SUPPLIED INFORMATION
▼
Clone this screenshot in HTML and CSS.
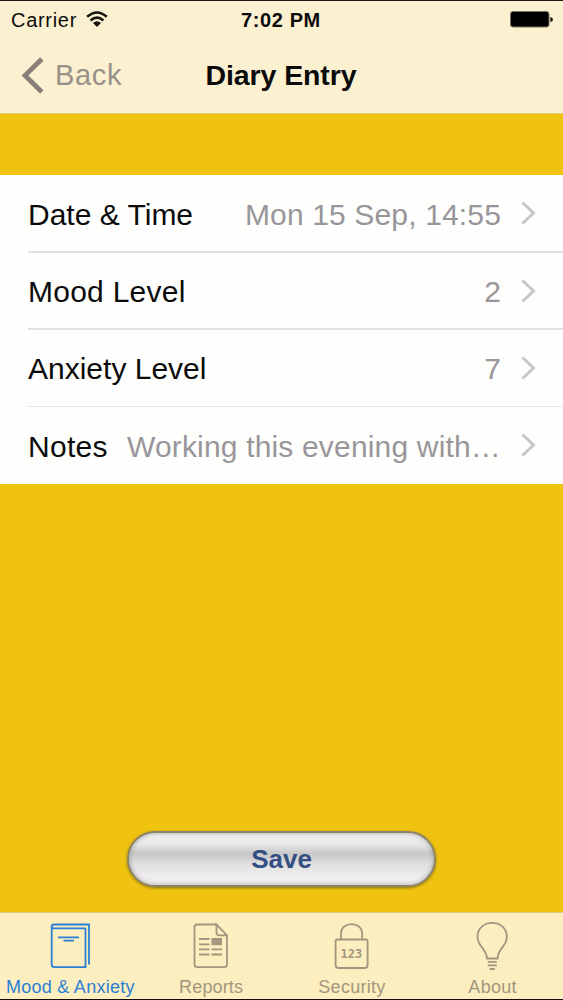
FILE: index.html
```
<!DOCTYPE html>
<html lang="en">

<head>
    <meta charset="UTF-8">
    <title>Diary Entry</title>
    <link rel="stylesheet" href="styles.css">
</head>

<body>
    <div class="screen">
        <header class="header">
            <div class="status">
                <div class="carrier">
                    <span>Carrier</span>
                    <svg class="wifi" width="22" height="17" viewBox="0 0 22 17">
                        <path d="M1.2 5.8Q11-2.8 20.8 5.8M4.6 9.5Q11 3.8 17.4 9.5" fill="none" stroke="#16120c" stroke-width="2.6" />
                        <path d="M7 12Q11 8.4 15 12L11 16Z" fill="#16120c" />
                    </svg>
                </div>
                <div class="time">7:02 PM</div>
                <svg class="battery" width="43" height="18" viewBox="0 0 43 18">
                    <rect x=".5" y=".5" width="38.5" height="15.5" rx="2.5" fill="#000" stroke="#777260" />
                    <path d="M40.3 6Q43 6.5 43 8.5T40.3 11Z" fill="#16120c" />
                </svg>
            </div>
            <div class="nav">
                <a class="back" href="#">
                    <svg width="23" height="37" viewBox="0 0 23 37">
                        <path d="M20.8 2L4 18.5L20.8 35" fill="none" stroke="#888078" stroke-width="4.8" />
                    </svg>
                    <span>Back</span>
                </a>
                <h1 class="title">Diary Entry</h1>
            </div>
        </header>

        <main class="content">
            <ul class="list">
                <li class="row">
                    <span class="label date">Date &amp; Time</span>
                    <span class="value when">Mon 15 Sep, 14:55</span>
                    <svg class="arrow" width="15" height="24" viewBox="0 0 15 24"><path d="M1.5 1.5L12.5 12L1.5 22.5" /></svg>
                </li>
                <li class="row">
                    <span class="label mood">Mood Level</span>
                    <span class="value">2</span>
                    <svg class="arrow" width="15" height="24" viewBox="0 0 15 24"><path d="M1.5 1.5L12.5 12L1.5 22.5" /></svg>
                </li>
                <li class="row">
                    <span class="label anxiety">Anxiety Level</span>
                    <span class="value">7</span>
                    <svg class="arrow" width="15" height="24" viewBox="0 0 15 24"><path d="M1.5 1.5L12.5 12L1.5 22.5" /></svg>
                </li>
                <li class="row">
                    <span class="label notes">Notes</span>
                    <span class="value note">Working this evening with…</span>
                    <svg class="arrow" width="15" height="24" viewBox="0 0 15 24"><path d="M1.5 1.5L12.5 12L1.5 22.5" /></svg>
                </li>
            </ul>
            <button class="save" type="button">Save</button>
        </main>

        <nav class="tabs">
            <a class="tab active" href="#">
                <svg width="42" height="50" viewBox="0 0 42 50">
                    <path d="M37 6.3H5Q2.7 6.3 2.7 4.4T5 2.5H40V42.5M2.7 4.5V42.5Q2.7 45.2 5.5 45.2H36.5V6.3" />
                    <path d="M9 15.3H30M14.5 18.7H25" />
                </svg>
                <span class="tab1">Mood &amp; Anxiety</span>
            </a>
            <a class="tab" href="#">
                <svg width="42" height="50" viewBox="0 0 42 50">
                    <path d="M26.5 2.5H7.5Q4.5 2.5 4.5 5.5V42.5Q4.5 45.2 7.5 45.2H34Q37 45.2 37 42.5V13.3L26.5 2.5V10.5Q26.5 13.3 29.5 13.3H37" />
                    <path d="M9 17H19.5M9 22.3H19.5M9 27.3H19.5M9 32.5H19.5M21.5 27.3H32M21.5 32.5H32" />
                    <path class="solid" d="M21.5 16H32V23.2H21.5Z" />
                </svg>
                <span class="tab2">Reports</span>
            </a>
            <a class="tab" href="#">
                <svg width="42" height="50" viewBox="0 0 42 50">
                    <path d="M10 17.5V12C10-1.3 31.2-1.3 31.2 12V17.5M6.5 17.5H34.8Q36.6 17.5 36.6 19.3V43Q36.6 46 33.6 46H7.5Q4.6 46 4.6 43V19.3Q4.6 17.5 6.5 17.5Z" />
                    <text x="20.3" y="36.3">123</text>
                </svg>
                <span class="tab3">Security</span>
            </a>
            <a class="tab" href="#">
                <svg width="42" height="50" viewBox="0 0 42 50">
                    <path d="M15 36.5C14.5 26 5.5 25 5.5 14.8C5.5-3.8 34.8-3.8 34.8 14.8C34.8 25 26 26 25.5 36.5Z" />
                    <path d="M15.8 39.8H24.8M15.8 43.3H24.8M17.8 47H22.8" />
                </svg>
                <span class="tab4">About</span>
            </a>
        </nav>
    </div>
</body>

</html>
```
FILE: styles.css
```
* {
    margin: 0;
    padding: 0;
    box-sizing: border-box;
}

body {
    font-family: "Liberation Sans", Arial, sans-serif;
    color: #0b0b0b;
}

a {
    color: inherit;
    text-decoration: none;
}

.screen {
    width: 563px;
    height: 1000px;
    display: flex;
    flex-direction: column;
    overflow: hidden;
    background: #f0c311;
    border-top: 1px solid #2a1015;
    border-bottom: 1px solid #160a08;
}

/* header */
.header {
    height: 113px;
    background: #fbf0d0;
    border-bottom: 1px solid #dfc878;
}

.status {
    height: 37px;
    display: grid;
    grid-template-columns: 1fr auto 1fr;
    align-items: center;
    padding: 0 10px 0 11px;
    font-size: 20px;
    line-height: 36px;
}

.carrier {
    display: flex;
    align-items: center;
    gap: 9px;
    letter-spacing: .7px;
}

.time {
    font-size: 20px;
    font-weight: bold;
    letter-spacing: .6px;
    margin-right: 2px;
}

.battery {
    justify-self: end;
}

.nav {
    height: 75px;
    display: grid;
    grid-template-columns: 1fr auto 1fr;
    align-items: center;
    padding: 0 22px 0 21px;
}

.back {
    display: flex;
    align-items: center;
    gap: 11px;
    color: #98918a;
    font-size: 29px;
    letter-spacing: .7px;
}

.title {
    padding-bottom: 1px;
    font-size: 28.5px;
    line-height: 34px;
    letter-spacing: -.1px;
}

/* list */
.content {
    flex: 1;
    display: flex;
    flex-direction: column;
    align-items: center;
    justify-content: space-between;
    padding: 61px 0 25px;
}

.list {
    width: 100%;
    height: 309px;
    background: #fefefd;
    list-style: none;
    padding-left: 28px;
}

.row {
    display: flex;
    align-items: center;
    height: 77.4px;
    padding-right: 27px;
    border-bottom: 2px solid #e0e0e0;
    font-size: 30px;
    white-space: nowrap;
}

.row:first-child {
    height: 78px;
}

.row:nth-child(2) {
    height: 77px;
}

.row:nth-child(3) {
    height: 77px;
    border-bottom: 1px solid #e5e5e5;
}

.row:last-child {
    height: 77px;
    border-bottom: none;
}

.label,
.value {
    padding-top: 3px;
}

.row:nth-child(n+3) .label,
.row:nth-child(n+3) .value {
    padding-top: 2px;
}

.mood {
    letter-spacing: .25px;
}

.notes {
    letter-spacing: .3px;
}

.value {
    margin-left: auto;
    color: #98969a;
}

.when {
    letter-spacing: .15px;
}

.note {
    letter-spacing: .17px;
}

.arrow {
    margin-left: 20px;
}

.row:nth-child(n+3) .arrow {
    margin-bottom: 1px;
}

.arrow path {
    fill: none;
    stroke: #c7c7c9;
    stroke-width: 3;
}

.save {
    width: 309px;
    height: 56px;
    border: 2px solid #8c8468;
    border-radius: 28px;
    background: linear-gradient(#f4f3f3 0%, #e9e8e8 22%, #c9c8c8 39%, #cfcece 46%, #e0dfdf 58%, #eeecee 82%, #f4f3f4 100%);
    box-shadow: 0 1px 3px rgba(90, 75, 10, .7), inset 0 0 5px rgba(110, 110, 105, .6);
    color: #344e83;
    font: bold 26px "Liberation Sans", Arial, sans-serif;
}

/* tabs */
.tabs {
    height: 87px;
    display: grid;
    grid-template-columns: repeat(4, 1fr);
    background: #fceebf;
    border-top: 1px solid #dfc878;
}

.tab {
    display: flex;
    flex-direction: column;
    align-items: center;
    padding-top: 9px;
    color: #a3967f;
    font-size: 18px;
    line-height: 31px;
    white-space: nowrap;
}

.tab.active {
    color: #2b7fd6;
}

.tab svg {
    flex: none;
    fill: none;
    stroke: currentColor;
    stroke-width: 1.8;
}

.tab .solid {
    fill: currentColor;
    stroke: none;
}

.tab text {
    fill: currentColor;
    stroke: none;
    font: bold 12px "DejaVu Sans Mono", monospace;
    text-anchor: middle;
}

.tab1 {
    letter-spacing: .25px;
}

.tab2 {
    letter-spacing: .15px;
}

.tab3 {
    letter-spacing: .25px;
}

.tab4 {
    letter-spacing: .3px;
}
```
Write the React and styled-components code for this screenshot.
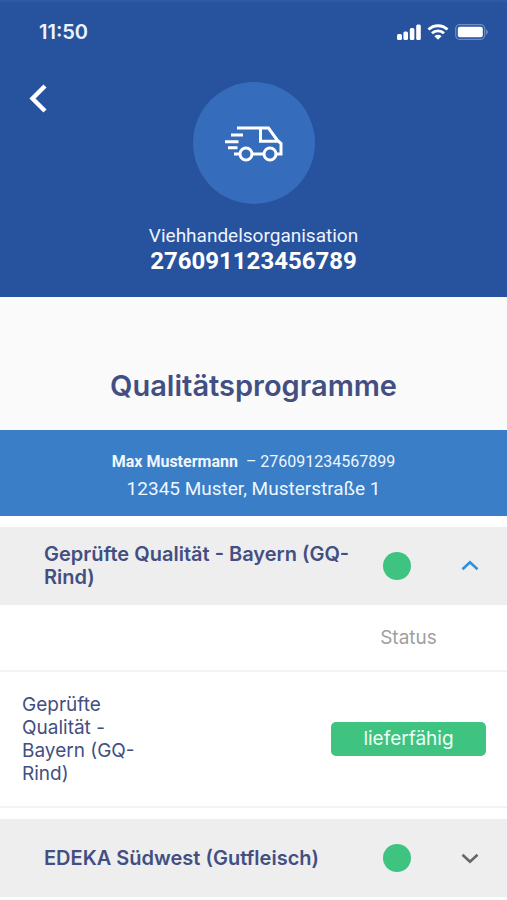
▲
WHAT THE EXERCISE ASKS
Pick out and copy the lines of the material that include the word "screenshot".

EXERCISE OUTPUT
Clone this screenshot in HTML and CSS.
Write the React and styled-components code for this screenshot.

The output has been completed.